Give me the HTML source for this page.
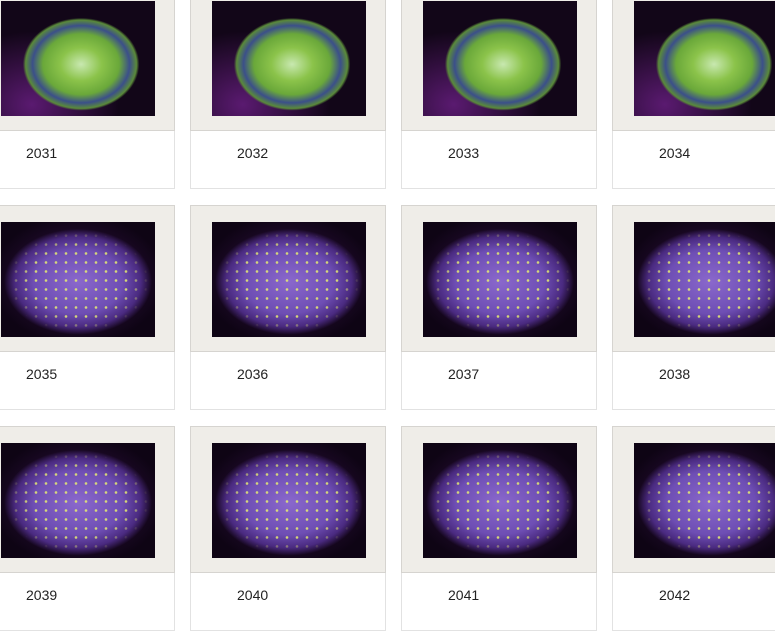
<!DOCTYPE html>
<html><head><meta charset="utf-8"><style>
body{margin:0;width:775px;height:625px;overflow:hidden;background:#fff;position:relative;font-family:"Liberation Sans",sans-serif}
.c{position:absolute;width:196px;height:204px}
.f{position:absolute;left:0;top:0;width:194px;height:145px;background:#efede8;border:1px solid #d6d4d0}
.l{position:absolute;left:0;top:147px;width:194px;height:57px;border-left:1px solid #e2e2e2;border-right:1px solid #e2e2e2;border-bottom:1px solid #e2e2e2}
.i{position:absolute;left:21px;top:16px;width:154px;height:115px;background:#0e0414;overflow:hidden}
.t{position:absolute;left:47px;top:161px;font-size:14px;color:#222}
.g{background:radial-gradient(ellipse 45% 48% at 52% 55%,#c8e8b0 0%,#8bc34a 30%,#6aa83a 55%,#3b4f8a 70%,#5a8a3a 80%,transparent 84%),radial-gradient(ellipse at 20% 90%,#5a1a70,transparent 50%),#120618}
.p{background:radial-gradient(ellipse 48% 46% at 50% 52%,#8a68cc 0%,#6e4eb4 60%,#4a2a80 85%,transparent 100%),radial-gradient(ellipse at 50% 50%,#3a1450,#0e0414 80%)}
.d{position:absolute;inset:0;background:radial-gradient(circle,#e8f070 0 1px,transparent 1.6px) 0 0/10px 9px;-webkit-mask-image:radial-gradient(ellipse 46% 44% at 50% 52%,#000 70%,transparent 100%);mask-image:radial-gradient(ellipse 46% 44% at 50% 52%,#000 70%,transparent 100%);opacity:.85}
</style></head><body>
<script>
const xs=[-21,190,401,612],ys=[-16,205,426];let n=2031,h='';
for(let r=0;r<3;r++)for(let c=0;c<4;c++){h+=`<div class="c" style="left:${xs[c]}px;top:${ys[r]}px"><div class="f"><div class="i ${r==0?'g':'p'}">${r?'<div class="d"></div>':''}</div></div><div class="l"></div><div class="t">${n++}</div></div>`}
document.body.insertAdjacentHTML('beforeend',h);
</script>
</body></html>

## What to do
Omit the pictures and give the material again, exactly and in full.

## Task response
Give me the HTML source for this page.
<!DOCTYPE html>
<html><head><meta charset="utf-8"><style>
body{margin:0;width:775px;height:625px;overflow:hidden;background:#fff;position:relative;font-family:"Liberation Sans",sans-serif}
.c{position:absolute;width:196px;height:204px}
.f{position:absolute;left:0;top:0;width:194px;height:145px;background:#efede8;border:1px solid #d6d4d0}
.l{position:absolute;left:0;top:147px;width:194px;height:57px;border-left:1px solid #e2e2e2;border-right:1px solid #e2e2e2;border-bottom:1px solid #e2e2e2}
.i{position:absolute;left:21px;top:16px;width:154px;height:115px;background:#0e0414;overflow:hidden}
.t{position:absolute;left:47px;top:161px;font-size:14px;color:#222}
.g{background:radial-gradient(ellipse 45% 48% at 52% 55%,#c8e8b0 0%,#8bc34a 30%,#6aa83a 55%,#3b4f8a 70%,#5a8a3a 80%,transparent 84%),radial-gradient(ellipse at 20% 90%,#5a1a70,transparent 50%),#120618}
.p{background:radial-gradient(ellipse 48% 46% at 50% 52%,#8a68cc 0%,#6e4eb4 60%,#4a2a80 85%,transparent 100%),radial-gradient(ellipse at 50% 50%,#3a1450,#0e0414 80%)}
.d{position:absolute;inset:0;background:radial-gradient(circle,#e8f070 0 1px,transparent 1.6px) 0 0/10px 9px;-webkit-mask-image:radial-gradient(ellipse 46% 44% at 50% 52%,#000 70%,transparent 100%);mask-image:radial-gradient(ellipse 46% 44% at 50% 52%,#000 70%,transparent 100%);opacity:.85}
</style></head><body>
<script>
const xs=[-21,190,401,612],ys=[-16,205,426];let n=2031,h='';
for(let r=0;r<3;r++)for(let c=0;c<4;c++){h+=`<div class="c" style="left:${xs[c]}px;top:${ys[r]}px"><div class="f"><div class="i ${r==0?'g':'p'}">${r?'<div class="d"></div>':''}</div></div><div class="l"></div><div class="t">${n++}</div></div>`}
document.body.insertAdjacentHTML('beforeend',h);
</script>
</body></html>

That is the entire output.